THE PROBLEM: Exactly retype the lines from the one containing "Generate a component" through the one containing "const [perPage, setPerPage]"; both ends count, pictures do not.

───── DATA SHOWN ─────

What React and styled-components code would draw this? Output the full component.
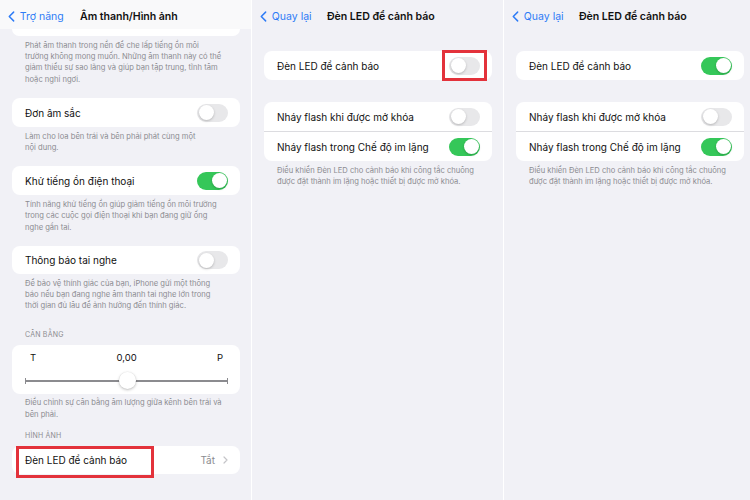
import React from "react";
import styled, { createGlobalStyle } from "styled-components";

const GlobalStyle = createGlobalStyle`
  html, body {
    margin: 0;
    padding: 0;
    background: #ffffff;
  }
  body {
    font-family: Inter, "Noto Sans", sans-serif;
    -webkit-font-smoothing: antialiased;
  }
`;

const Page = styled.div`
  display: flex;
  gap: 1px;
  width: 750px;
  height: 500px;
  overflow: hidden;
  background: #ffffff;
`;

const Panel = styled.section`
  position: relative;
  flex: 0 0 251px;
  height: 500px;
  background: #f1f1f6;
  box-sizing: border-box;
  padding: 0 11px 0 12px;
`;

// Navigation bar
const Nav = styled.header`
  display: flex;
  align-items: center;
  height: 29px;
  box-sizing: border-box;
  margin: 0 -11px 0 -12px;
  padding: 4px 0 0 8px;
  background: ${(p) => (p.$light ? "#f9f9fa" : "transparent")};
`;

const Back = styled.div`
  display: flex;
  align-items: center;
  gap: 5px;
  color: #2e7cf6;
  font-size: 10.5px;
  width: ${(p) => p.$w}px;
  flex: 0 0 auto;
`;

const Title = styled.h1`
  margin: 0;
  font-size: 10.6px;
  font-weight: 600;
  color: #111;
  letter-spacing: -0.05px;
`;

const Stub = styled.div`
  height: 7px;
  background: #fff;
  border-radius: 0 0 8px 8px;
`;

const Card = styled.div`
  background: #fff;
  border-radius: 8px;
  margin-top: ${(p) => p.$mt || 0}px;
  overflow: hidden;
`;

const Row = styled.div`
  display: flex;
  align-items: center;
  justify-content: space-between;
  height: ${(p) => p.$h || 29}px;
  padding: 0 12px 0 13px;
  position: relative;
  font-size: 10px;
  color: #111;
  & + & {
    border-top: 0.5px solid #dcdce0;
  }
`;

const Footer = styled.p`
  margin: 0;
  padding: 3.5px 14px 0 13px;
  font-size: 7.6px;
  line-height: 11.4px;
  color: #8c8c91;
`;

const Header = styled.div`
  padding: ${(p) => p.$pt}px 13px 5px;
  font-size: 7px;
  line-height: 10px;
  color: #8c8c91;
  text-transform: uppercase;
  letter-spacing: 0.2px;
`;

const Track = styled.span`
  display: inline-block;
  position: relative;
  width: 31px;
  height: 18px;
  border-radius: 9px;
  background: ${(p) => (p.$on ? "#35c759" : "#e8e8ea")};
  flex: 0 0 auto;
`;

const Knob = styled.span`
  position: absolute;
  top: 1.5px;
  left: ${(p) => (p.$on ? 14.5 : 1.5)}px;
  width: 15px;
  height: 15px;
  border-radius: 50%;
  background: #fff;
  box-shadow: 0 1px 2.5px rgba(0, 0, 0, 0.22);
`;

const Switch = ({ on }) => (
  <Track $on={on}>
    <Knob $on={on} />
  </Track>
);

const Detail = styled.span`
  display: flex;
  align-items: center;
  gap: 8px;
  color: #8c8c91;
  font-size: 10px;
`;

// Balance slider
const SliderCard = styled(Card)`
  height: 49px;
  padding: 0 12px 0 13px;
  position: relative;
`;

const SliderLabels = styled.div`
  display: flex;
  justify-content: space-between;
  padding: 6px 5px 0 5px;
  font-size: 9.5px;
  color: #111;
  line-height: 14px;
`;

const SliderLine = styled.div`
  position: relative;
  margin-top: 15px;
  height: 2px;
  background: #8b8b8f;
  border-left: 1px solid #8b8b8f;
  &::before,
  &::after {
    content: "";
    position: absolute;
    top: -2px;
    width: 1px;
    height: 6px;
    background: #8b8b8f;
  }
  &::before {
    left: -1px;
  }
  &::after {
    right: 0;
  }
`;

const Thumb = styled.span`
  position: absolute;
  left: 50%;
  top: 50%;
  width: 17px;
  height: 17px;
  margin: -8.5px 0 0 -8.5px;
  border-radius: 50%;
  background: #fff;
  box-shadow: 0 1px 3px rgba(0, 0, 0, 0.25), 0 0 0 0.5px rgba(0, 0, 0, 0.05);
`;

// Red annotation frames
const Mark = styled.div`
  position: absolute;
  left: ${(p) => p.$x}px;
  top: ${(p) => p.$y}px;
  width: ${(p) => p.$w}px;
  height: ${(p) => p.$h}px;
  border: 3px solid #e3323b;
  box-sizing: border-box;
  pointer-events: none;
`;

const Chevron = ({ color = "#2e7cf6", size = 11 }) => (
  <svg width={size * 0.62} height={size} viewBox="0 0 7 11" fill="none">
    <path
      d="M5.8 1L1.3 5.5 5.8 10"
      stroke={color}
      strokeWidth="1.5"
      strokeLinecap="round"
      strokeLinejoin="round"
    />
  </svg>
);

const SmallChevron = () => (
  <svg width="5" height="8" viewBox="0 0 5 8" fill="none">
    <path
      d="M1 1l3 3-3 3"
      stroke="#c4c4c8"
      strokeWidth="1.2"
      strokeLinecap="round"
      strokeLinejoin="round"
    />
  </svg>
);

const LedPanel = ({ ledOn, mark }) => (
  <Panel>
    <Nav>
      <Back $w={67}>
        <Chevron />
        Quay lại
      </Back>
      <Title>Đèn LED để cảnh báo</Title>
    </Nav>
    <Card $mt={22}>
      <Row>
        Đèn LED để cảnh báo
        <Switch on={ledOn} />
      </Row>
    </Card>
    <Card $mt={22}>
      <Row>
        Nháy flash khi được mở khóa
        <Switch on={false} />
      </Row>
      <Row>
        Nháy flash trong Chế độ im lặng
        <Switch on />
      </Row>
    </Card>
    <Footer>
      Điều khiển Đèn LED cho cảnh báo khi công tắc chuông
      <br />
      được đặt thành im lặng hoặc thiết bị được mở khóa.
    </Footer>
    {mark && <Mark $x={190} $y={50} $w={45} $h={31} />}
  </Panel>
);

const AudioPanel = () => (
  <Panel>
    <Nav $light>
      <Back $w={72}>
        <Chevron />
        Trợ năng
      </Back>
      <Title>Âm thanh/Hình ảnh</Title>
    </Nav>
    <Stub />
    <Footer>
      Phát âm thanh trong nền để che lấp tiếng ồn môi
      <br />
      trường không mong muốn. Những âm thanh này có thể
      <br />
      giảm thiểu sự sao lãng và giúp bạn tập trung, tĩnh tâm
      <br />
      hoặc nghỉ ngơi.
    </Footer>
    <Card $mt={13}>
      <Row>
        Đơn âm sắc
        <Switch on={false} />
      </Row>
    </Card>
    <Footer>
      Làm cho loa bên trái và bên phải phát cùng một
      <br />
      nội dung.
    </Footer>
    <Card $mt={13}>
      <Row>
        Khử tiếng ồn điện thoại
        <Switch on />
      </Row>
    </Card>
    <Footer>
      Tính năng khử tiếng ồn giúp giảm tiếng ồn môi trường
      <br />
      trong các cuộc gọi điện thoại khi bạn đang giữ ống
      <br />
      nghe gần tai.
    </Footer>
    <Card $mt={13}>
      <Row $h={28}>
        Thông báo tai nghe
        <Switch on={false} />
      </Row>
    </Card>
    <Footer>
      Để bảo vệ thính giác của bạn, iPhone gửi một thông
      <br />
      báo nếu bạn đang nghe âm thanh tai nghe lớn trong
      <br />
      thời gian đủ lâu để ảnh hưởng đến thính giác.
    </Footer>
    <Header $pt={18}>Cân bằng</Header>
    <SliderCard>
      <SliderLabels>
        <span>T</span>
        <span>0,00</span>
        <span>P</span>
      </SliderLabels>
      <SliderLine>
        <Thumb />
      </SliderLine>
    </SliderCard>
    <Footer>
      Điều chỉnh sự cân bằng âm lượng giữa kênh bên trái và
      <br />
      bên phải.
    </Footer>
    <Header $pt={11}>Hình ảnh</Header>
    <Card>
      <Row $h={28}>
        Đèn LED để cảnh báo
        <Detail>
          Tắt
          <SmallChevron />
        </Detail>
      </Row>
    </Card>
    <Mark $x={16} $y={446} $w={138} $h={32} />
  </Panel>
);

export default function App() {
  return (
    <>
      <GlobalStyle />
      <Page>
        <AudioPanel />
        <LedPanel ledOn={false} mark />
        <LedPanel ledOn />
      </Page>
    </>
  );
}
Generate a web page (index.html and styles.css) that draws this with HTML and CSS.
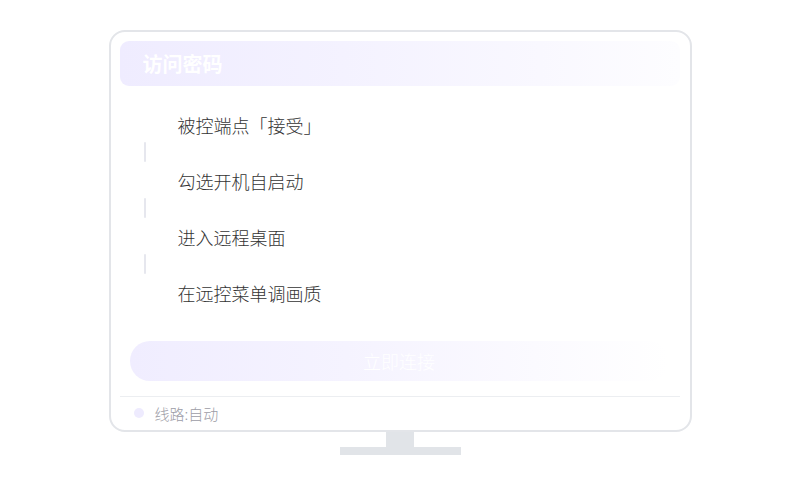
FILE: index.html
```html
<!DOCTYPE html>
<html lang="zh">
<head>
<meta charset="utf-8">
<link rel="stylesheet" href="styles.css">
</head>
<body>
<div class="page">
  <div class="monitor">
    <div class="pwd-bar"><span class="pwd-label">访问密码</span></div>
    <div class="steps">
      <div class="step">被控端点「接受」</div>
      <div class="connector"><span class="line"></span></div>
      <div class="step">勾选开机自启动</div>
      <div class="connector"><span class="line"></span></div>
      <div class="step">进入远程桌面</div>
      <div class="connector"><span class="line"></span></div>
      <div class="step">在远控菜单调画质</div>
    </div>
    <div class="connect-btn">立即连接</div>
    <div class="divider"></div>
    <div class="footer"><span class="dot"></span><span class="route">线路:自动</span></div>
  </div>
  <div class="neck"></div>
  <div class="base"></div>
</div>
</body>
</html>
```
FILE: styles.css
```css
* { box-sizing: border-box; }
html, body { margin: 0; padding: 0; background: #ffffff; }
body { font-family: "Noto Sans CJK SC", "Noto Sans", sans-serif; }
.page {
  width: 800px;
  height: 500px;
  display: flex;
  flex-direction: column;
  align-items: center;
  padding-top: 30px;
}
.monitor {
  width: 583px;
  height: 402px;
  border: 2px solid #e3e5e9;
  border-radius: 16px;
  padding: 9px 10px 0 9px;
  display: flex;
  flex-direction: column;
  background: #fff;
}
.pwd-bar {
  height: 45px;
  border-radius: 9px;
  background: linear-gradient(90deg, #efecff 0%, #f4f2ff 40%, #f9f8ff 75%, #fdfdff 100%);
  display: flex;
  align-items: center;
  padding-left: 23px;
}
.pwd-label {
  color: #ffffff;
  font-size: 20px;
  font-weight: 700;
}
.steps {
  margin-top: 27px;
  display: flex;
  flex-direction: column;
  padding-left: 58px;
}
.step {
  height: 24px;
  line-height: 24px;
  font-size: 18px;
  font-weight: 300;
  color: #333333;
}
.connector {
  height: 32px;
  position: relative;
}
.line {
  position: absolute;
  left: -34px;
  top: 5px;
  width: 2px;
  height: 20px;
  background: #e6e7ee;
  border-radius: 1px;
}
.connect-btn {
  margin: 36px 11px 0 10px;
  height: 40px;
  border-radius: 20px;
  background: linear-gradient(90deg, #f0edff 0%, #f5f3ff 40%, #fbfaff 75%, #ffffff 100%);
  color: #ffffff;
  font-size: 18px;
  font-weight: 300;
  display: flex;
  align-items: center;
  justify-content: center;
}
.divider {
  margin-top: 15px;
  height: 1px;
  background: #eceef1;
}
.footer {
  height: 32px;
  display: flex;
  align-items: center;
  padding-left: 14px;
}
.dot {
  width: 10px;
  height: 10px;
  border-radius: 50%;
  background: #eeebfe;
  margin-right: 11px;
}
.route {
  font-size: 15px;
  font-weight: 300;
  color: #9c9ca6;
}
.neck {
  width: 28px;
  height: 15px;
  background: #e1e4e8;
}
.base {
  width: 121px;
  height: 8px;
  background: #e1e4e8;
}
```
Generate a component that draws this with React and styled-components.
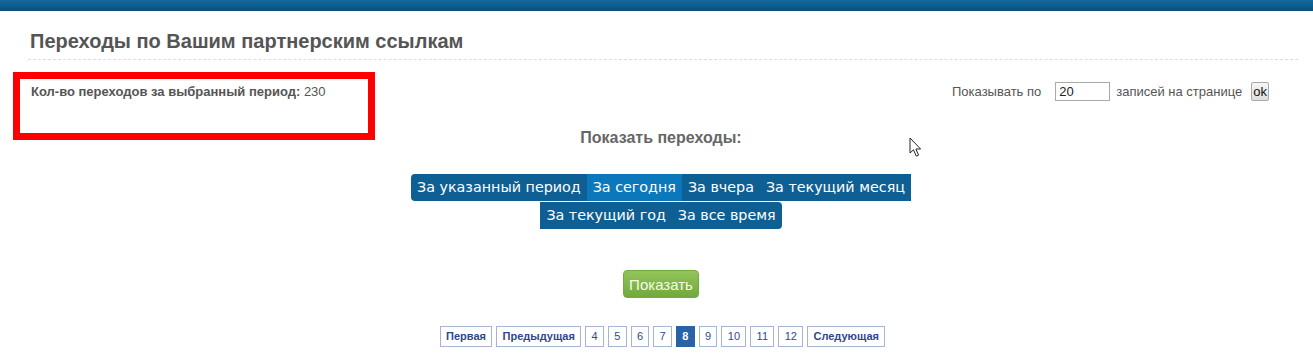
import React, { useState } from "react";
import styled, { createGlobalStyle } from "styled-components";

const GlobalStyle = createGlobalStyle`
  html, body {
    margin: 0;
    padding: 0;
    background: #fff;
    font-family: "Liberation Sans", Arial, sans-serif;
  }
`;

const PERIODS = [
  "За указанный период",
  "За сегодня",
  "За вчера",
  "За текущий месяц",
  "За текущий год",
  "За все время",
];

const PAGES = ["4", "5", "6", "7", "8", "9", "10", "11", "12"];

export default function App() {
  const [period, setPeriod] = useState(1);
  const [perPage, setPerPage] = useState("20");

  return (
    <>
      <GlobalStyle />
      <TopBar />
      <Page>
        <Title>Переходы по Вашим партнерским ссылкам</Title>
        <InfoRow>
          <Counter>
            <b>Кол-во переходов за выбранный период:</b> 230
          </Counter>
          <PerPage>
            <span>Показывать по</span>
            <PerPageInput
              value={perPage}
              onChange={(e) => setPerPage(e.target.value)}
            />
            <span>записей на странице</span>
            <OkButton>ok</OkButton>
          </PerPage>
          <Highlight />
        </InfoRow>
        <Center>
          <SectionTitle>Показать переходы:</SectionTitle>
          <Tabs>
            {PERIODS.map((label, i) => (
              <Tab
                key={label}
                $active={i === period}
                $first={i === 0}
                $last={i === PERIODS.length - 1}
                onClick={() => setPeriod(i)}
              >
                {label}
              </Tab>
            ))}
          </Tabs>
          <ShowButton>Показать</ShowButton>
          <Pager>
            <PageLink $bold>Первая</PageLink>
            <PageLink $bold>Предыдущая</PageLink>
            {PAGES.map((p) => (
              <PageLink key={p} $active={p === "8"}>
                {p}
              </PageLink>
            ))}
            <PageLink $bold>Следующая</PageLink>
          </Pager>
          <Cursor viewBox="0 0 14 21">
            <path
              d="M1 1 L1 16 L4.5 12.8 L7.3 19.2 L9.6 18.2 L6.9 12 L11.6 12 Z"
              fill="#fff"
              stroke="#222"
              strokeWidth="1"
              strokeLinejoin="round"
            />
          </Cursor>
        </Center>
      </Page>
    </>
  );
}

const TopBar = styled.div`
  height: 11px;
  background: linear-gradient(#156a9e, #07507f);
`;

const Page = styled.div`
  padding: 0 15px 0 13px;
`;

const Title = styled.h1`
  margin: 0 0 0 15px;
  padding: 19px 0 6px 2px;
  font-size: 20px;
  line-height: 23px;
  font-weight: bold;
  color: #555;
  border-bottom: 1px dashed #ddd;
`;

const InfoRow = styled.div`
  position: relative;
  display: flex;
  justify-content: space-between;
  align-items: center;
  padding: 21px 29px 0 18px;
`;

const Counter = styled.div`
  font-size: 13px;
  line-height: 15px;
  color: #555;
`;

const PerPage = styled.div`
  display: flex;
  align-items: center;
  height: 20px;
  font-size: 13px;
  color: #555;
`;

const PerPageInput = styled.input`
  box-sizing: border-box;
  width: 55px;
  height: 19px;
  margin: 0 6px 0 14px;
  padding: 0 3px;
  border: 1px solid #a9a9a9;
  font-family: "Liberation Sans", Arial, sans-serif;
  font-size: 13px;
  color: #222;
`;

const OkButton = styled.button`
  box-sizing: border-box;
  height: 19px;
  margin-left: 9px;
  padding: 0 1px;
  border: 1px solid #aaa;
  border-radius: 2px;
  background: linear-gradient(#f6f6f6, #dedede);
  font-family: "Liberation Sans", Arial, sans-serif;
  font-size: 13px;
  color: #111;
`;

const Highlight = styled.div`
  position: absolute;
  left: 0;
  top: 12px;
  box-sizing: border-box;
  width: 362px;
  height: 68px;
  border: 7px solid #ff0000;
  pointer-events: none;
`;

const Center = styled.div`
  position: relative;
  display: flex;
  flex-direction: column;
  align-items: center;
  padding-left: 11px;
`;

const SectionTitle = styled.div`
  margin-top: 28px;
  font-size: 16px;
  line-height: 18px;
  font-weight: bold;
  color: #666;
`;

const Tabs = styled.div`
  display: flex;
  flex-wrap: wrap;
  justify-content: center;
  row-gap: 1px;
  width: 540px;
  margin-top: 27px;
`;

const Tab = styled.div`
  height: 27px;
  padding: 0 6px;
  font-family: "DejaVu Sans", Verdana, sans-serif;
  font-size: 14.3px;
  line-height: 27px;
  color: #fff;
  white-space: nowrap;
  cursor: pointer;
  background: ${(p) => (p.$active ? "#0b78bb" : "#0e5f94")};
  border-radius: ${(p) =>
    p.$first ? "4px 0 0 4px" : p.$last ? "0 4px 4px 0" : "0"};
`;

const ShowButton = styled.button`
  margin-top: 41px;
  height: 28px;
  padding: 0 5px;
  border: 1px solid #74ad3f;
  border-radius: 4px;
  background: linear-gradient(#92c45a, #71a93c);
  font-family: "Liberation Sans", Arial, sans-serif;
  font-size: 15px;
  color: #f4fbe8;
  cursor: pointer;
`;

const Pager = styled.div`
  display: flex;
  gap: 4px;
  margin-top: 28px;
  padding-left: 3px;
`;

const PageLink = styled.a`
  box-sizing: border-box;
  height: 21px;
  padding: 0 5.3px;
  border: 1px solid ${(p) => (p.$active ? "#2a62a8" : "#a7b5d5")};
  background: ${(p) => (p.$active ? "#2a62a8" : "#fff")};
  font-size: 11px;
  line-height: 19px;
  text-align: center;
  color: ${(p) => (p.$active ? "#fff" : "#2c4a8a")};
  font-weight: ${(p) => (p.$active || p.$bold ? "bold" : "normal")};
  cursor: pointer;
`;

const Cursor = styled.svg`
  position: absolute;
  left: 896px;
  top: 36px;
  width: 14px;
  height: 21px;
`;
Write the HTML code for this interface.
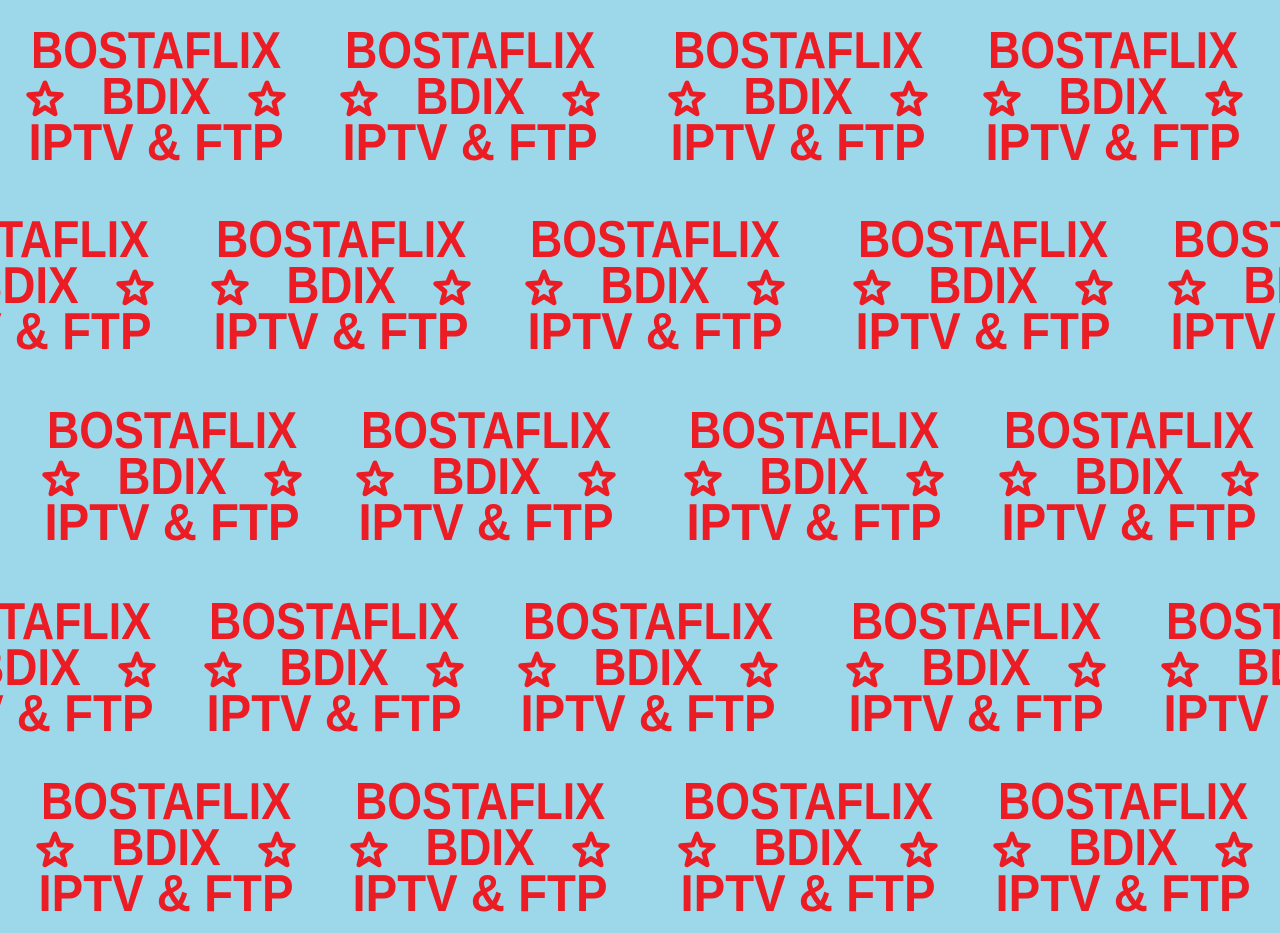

─────

EXERCISE ANSWER:
Generate a component that draws this with React and styled-components.
import React, { useState } from "react";
import styled, { createGlobalStyle } from "styled-components";

const GlobalStyle = createGlobalStyle`
  html, body {
    margin: 0;
    padding: 0;
    background: #fff;
    font-family: "Liberation Sans", Arial, sans-serif;
  }
`;

const PERIODS = [
  "За указанный период",
  "За сегодня",
  "За вчера",
  "За текущий месяц",
  "За текущий год",
  "За все время",
];

const PAGES = ["4", "5", "6", "7", "8", "9", "10", "11", "12"];

export default function App() {
  const [period, setPeriod] = useState(1);
  const [perPage, setPerPage] = useState("20");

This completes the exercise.